---------- Data shown

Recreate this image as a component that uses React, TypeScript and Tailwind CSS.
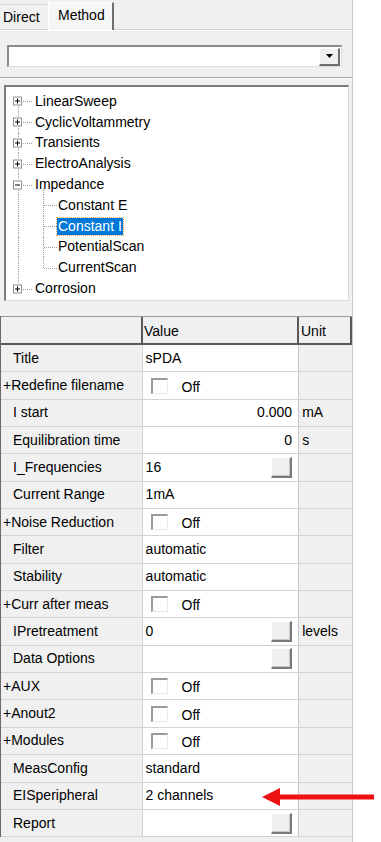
import React from "react";

type TreeItem = { label: string; kind: "plus" | "minus" | "child"; selected?: boolean; last?: boolean };

const treeItems: TreeItem[] = [
  { label: "LinearSweep", kind: "plus" },
  { label: "CyclicVoltammetry", kind: "plus" },
  { label: "Transients", kind: "plus" },
  { label: "ElectroAnalysis", kind: "plus" },
  { label: "Impedance", kind: "minus" },
  { label: "Constant E", kind: "child" },
  { label: "Constant I", kind: "child", selected: true },
  { label: "PotentialScan", kind: "child" },
  { label: "CurrentScan", kind: "child", last: true },
  { label: "Corrosion", kind: "plus" },
];

type Row = {
  label: string;
  plus?: boolean;
  value?: string;
  right?: boolean;
  check?: boolean;
  button?: boolean;
  unit?: string;
};

const rows: Row[] = [
  { label: "Title", value: "sPDA" },
  { label: "Redefine filename", plus: true, check: true },
  { label: "I start", value: "0.000", right: true, unit: "mA" },
  { label: "Equilibration time", value: "0", right: true, unit: "s" },
  { label: "I_Frequencies", value: "16", button: true },
  { label: "Current Range", value: "1mA" },
  { label: "Noise Reduction", plus: true, check: true },
  { label: "Filter", value: "automatic" },
  { label: "Stability", value: "automatic" },
  { label: "Curr after meas", plus: true, check: true },
  { label: "IPretreatment", value: "0", button: true, unit: "levels" },
  { label: "Data Options", button: true },
  { label: "AUX", plus: true, check: true },
  { label: "Anout2", plus: true, check: true },
  { label: "Modules", plus: true, check: true },
  { label: "MeasConfig", value: "standard" },
  { label: "EISperipheral", value: "2 channels" },
  { label: "Report", button: true },
];

const ExpandBox = ({ open }: { open: boolean }) => (
  <div className="absolute left-[7px] top-1/2 -translate-y-1/2 w-[9px] h-[9px] border border-[#919191] bg-white flex items-center justify-center">
    <div className="relative w-[5px] h-[5px]">
      <div className="absolute left-0 top-[2px] w-[5px] h-[1px] bg-black" />
      {!open && <div className="absolute left-[2px] top-0 w-[1px] h-[5px] bg-black" />}
    </div>
  </div>
);

const TreeRow = ({ item, index }: { item: TreeItem; index: number }) => {
  const first = index === 0;
  const lastRoot = index === treeItems.length - 1;
  return (
    <div className="flex items-center h-[20.8px]">
      {item.kind === "child" ? (
        <div className="relative w-[51px] h-full shrink-0">
          <div className="absolute left-[12px] top-0 h-full border-l border-dotted border-[#a0a0a0]" />
          <div
            className={`absolute left-[37px] top-0 border-l border-dotted border-[#a0a0a0] ${item.last ? "h-1/2" : "h-full"}`}
          />
          <div className="absolute left-[38px] top-1/2 w-[13px] border-t border-dotted border-[#a0a0a0]" />
        </div>
      ) : (
        <div className="relative w-[28px] h-full shrink-0">
          <div
            className={`absolute left-[12px] border-l border-dotted border-[#a0a0a0] ${
              first ? "top-1/2 h-1/2" : lastRoot ? "top-0 h-1/2" : "top-0 h-full"
            }`}
          />
          <div className="absolute left-[17px] top-1/2 w-[9px] border-t border-dotted border-[#a0a0a0]" />
          {item.kind === "minus" && (
            <div className="absolute left-[37px] top-[15px] h-[6px] border-l border-dotted border-[#a0a0a0]" />
          )}
          <ExpandBox open={item.kind === "minus"} />
        </div>
      )}
      <span
        className={`leading-[17px] px-[1px] ${
          item.selected
            ? "bg-[#0078d7] text-white outline outline-1 outline-dotted outline-[#e0a050]"
            : "text-black"
        }`}
      >
        {item.label}
      </span>
    </div>
  );
};

const CheckBox = () => (
  <div className="flex items-center">
    <div className="w-[17px] h-[16px] bg-white border-t-2 border-l-2 border-[#9a9a9a] border-r border-b border-r-[#e8e8e8] border-b-[#e8e8e8]" />
    <span className="ml-[14px] mt-[3px]">Off</span>
  </div>
);

const SmallButton = () => (
  <div className="w-[21px] h-[21px] bg-[#f0f0f0] border-t border-l border-white border-r-2 border-b-2 border-r-[#7a7a7a] border-b-[#7a7a7a] shadow-[inset_-1px_-1px_0_#c8c8c8]" />
);

export default function App() {
  return (
    <div
      className="relative w-[381px] h-[842px] bg-white overflow-hidden text-black"
      style={{ fontFamily: '"Liberation Sans", Arial, sans-serif' }}
    >
      <div className="w-[353px] h-full bg-[#f0f0f0] border-r border-[#c8c8c8] flex flex-col">
        {/* tabs */}
        <div className="flex items-end h-[29px] text-[14px]">
          <div className="w-[48px] h-[25px] pl-[3px] pt-[2px] border-t border-[#dadada]">Direct</div>
          <div className="w-[66px] h-[28px] pl-[9px] pt-[2px] bg-[#f6f6f6] border-t border-l border-white border-r-2 border-r-[#6e6e6e] -mb-[1px] relative z-10">
            Method
          </div>
        </div>
        <div className="border-t border-[#d0d0d0] border-b border-b-white" />

        {/* dropdown */}
        <div className="mt-[14px] ml-[7px] w-[335px] h-[22px] bg-white border-t-2 border-l-2 border-[#8a8a8a] border-r border-b border-r-[#dcdcdc] border-b-[#dcdcdc] flex justify-end items-center pr-[1px]">
          <div className="w-[21px] h-[18px] bg-[#f0f0f0] border-t border-l border-white border-r-2 border-b-2 border-r-[#6e6e6e] border-b-[#6e6e6e] flex items-center justify-center">
            <svg width="7" height="4" viewBox="0 0 7 4">
              <polygon points="0,0 7,0 3.5,4" fill="#000" />
            </svg>
          </div>
        </div>
        <div className="mt-[10px] border-t border-[#a8a8a8] border-b border-b-white" />

        {/* tree */}
        <div className="mt-[6px] ml-[4px] w-[345px] h-[216px] bg-white border-t-2 border-l-2 border-[#7c7c7c] border-r border-b border-r-[#dadada] border-b-[#dadada] pt-[4px] text-[14px]">
          {treeItems.map((item, i) => (
            <TreeRow key={item.label} item={item} index={i} />
          ))}
        </div>

        {/* property grid */}
        <div className="mt-[15px] border-l border-[#6a6a6a] text-[14px]">
          <div className="flex h-[29px] border-t border-[#9a9a9a] border-b-2 border-b-[#5a5a5a] bg-[#f0f0f0]">
            <div className="w-[142px] border-r-2 border-[#5a5a5a]" />
            <div className="w-[156px] border-r-2 border-[#5a5a5a] pl-[1px] pt-[4px]">Value</div>
            <div className="w-[53px] border-r-2 border-[#5a5a5a] pl-[2px] pt-[4px]">Unit</div>
          </div>
          {rows.map((r) => (
            <div key={r.label} className="flex h-[27.35px] border-b border-[#d2d2d2]">
              <div
                className={`w-[142px] bg-[#f0f0f0] border-r border-[#d2d2d2] flex items-center ${
                  r.plus ? "pl-[2px]" : "pl-[12px]"
                }`}
              >
                {r.plus ? "+" : ""}
                {r.label}
              </div>
              <div className="w-[157px] bg-white border-r border-[#c4c4c4] flex items-center pl-[3px] pr-[6px]">
                {r.check ? (
                  <div className="ml-[5px]">
                    <CheckBox />
                  </div>
                ) : (
                  <>
                    <span className={r.right ? "ml-auto" : ""}>{r.value}</span>
                    {r.button && (
                      <div className="ml-auto">
                        <SmallButton />
                      </div>
                    )}
                  </>
                )}
              </div>
              <div className="w-[53px] bg-[#f0f0f0] flex items-center pl-[3px]">{r.unit}</div>
            </div>
          ))}
        </div>
      </div>

      {/* red arrow annotation */}
      <svg className="absolute left-[262px] top-[788px]" width="112" height="18" viewBox="0 0 112 18">
        <polygon points="0,9 18,0 18,18" fill="#ee1111" />
        <rect x="17" y="6.5" width="95" height="5" fill="#ee1111" />
      </svg>
    </div>
  );
}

--------------------

» Written task: Go through the data above and transcribe it in full, omitting any image.

» Task solution:
Recreate this image as a component that uses React, TypeScript and Tailwind CSS.
import React from "react";

type TreeItem = { label: string; kind: "plus" | "minus" | "child"; selected?: boolean; last?: boolean };

const treeItems: TreeItem[] = [
  { label: "LinearSweep", kind: "plus" },
  { label: "CyclicVoltammetry", kind: "plus" },
  { label: "Transients", kind: "plus" },
  { label: "ElectroAnalysis", kind: "plus" },
  { label: "Impedance", kind: "minus" },
  { label: "Constant E", kind: "child" },
  { label: "Constant I", kind: "child", selected: true },
  { label: "PotentialScan", kind: "child" },
  { label: "CurrentScan", kind: "child", last: true },
  { label: "Corrosion", kind: "plus" },
];

type Row = {
  label: string;
  plus?: boolean;
  value?: string;
  right?: boolean;
  check?: boolean;
  button?: boolean;
  unit?: string;
};

const rows: Row[] = [
  { label: "Title", value: "sPDA" },
  { label: "Redefine filename", plus: true, check: true },
  { label: "I start", value: "0.000", right: true, unit: "mA" },
  { label: "Equilibration time", value: "0", right: true, unit: "s" },
  { label: "I_Frequencies", value: "16", button: true },
  { label: "Current Range", value: "1mA" },
  { label: "Noise Reduction", plus: true, check: true },
  { label: "Filter", value: "automatic" },
  { label: "Stability", value: "automatic" },
  { label: "Curr after meas", plus: true, check: true },
  { label: "IPretreatment", value: "0", button: true, unit: "levels" },
  { label: "Data Options", button: true },
  { label: "AUX", plus: true, check: true },
  { label: "Anout2", plus: true, check: true },
  { label: "Modules", plus: true, check: true },
  { label: "MeasConfig", value: "standard" },
  { label: "EISperipheral", value: "2 channels" },
  { label: "Report", button: true },
];

const ExpandBox = ({ open }: { open: boolean }) => (
  <div className="absolute left-[7px] top-1/2 -translate-y-1/2 w-[9px] h-[9px] border border-[#919191] bg-white flex items-center justify-center">
    <div className="relative w-[5px] h-[5px]">
      <div className="absolute left-0 top-[2px] w-[5px] h-[1px] bg-black" />
      {!open && <div className="absolute left-[2px] top-0 w-[1px] h-[5px] bg-black" />}
    </div>
  </div>
);

const TreeRow = ({ item, index }: { item: TreeItem; index: number }) => {
  const first = index === 0;
  const lastRoot = index === treeItems.length - 1;
  return (
    <div className="flex items-center h-[20.8px]">
      {item.kind === "child" ? (
        <div className="relative w-[51px] h-full shrink-0">
          <div className="absolute left-[12px] top-0 h-full border-l border-dotted border-[#a0a0a0]" />
          <div
            className={`absolute left-[37px] top-0 border-l border-dotted border-[#a0a0a0] ${item.last ? "h-1/2" : "h-full"}`}
          />
          <div className="absolute left-[38px] top-1/2 w-[13px] border-t border-dotted border-[#a0a0a0]" />
        </div>
      ) : (
        <div className="relative w-[28px] h-full shrink-0">
          <div
            className={`absolute left-[12px] border-l border-dotted border-[#a0a0a0] ${
              first ? "top-1/2 h-1/2" : lastRoot ? "top-0 h-1/2" : "top-0 h-full"
            }`}
          />
          <div className="absolute left-[17px] top-1/2 w-[9px] border-t border-dotted border-[#a0a0a0]" />
          {item.kind === "minus" && (
            <div className="absolute left-[37px] top-[15px] h-[6px] border-l border-dotted border-[#a0a0a0]" />
          )}
          <ExpandBox open={item.kind === "minus"} />
        </div>
      )}
      <span
        className={`leading-[17px] px-[1px] ${
          item.selected
            ? "bg-[#0078d7] text-white outline outline-1 outline-dotted outline-[#e0a050]"
            : "text-black"
        }`}
      >
        {item.label}
      </span>
    </div>
  );
};

const CheckBox = () => (
  <div className="flex items-center">
    <div className="w-[17px] h-[16px] bg-white border-t-2 border-l-2 border-[#9a9a9a] border-r border-b border-r-[#e8e8e8] border-b-[#e8e8e8]" />
    <span className="ml-[14px] mt-[3px]">Off</span>
  </div>
);

const SmallButton = () => (
  <div className="w-[21px] h-[21px] bg-[#f0f0f0] border-t border-l border-white border-r-2 border-b-2 border-r-[#7a7a7a] border-b-[#7a7a7a] shadow-[inset_-1px_-1px_0_#c8c8c8]" />
);

export default function App() {
  return (
    <div
      className="relative w-[381px] h-[842px] bg-white overflow-hidden text-black"
      style={{ fontFamily: '"Liberation Sans", Arial, sans-serif' }}
    >
      <div className="w-[353px] h-full bg-[#f0f0f0] border-r border-[#c8c8c8] flex flex-col">
        {/* tabs */}
        <div className="flex items-end h-[29px] text-[14px]">
          <div className="w-[48px] h-[25px] pl-[3px] pt-[2px] border-t border-[#dadada]">Direct</div>
          <div className="w-[66px] h-[28px] pl-[9px] pt-[2px] bg-[#f6f6f6] border-t border-l border-white border-r-2 border-r-[#6e6e6e] -mb-[1px] relative z-10">
            Method
          </div>
        </div>
        <div className="border-t border-[#d0d0d0] border-b border-b-white" />

        {/* dropdown */}
        <div className="mt-[14px] ml-[7px] w-[335px] h-[22px] bg-white border-t-2 border-l-2 border-[#8a8a8a] border-r border-b border-r-[#dcdcdc] border-b-[#dcdcdc] flex justify-end items-center pr-[1px]">
          <div className="w-[21px] h-[18px] bg-[#f0f0f0] border-t border-l border-white border-r-2 border-b-2 border-r-[#6e6e6e] border-b-[#6e6e6e] flex items-center justify-center">
            <svg width="7" height="4" viewBox="0 0 7 4">
              <polygon points="0,0 7,0 3.5,4" fill="#000" />
            </svg>
          </div>
        </div>
        <div className="mt-[10px] border-t border-[#a8a8a8] border-b border-b-white" />

        {/* tree */}
        <div className="mt-[6px] ml-[4px] w-[345px] h-[216px] bg-white border-t-2 border-l-2 border-[#7c7c7c] border-r border-b border-r-[#dadada] border-b-[#dadada] pt-[4px] text-[14px]">
          {treeItems.map((item, i) => (
            <TreeRow key={item.label} item={item} index={i} />
          ))}
        </div>

        {/* property grid */}
        <div className="mt-[15px] border-l border-[#6a6a6a] text-[14px]">
          <div className="flex h-[29px] border-t border-[#9a9a9a] border-b-2 border-b-[#5a5a5a] bg-[#f0f0f0]">
            <div className="w-[142px] border-r-2 border-[#5a5a5a]" />
            <div className="w-[156px] border-r-2 border-[#5a5a5a] pl-[1px] pt-[4px]">Value</div>
            <div className="w-[53px] border-r-2 border-[#5a5a5a] pl-[2px] pt-[4px]">Unit</div>
          </div>
          {rows.map((r) => (
            <div key={r.label} className="flex h-[27.35px] border-b border-[#d2d2d2]">
              <div
                className={`w-[142px] bg-[#f0f0f0] border-r border-[#d2d2d2] flex items-center ${
                  r.plus ? "pl-[2px]" : "pl-[12px]"
                }`}
              >
                {r.plus ? "+" : ""}
                {r.label}
              </div>
              <div className="w-[157px] bg-white border-r border-[#c4c4c4] flex items-center pl-[3px] pr-[6px]">
                {r.check ? (
                  <div className="ml-[5px]">
                    <CheckBox />
                  </div>
                ) : (
                  <>
                    <span className={r.right ? "ml-auto" : ""}>{r.value}</span>
                    {r.button && (
                      <div className="ml-auto">
                        <SmallButton />
                      </div>
                    )}
                  </>
                )}
              </div>
              <div className="w-[53px] bg-[#f0f0f0] flex items-center pl-[3px]">{r.unit}</div>
            </div>
          ))}
        </div>
      </div>

      {/* red arrow annotation */}
      <svg className="absolute left-[262px] top-[788px]" width="112" height="18" viewBox="0 0 112 18">
        <polygon points="0,9 18,0 18,18" fill="#ee1111" />
        <rect x="17" y="6.5" width="95" height="5" fill="#ee1111" />
      </svg>
    </div>
  );
}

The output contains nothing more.